Much later on, in Grade 11 of high school, my parents bought an AMD 386 DX-40 PC "for the family". Well I was the one who used it almost all of the time. A friend got me into BBSes, downloading games, and just generally messing around with it, figuring it all out. I read loads of Windows magazine, learning about all the available hardware and software, and spent lots of time playing (relatively) early PC games. The DX-40 was a fast machine, better than the Intel 486 SX series, but eclipsed by the Intel 486 DX series.
A PC upgrade didn't happen until a few years later in University, when I bought a used Intel 486 DX-33 from a friend. The CPU was later upgraded to a Intel 486 DX2-66, purchased from another friend. I was using it for school programming projects, Internet access, office applications, and of course, gaming. Gaming started to become more of a priority, and so I eventually splurged and bought a brand-spankin' new Intel Pentium 166 MMX and a 3Dfx Voodoo (the 6MB version!) video card. This was a revolution in terms of performance and graphical capabilities!

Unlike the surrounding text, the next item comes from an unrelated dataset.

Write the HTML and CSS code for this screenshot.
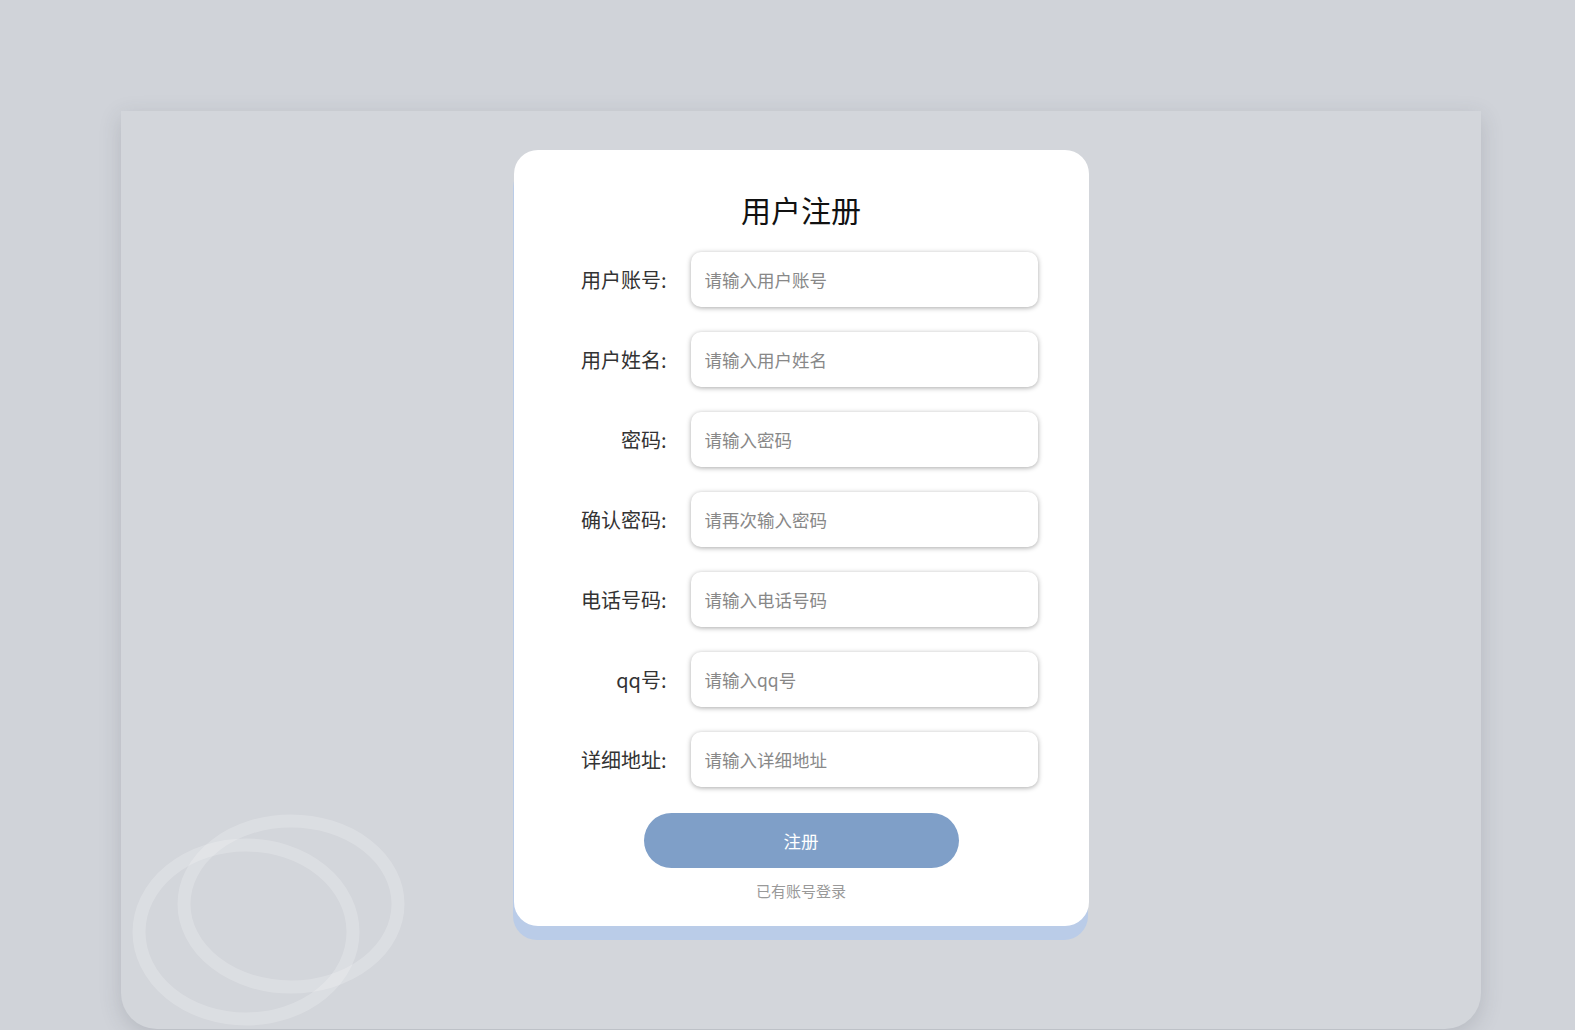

We were playing a lot of Doom II, Duke Nukem 3D, and then Quake--GL Quake, to be precise... how unbelievable was that game? But perhaps the most significant game of my career came shortly after this: Unreal. The game I'd been waiting for all my life! Using the power of the Voodoo, then later a 32MB Diamond Stealth Riva TNT2 Ultra, Unreal and its descendants changed my life (for better or worse, I still don't know!).
That same PC was later upgraded to an AMD K6 233 courtesy of another friend, then another whole-system upgrade to an AMD Athlon 800 "Thunderbird" which gave way to an Athlon XP 2400+ then an Athlon 64 3700+, and now, finally, an Intel Core 2 Quad Q6600.
Video cards have come and gone, starting with the lousy onboard VGA (maybe 256KB) of the 386 motherboard, then a 512KB Trident (I think), a 4MB S3 Virge DX, the aforementioned 3Dfx Voodoo and Diamond Stealth TNT2 Ultra, then a (mediocre) 64MB GeForce 2 MX400, a (also mediocre) 128MB GeForce 4 MX440 8x, a decent 256MB GeForce FX 5900XT, 512MB GeForce 7600GS (chosen for its passive cooling for use in my HTPC), and currently in use is a 640MB GeForce 8800GTS.
A couple weeks ago I finally picked up an Xbox 360 Elite, only my second console (the Atari 2600 being the first!), and have been playing some fun games on it: Rock Band, Guitar Hero II and III, NHL 08, and MLB 2K8. I like that I can stream music and video from my PC and Linux server to it, and it may well replace the HTPC, which will be disconnected from the TV this week and reattached to my desktop LCD monitor for PC gaming, the traditional way!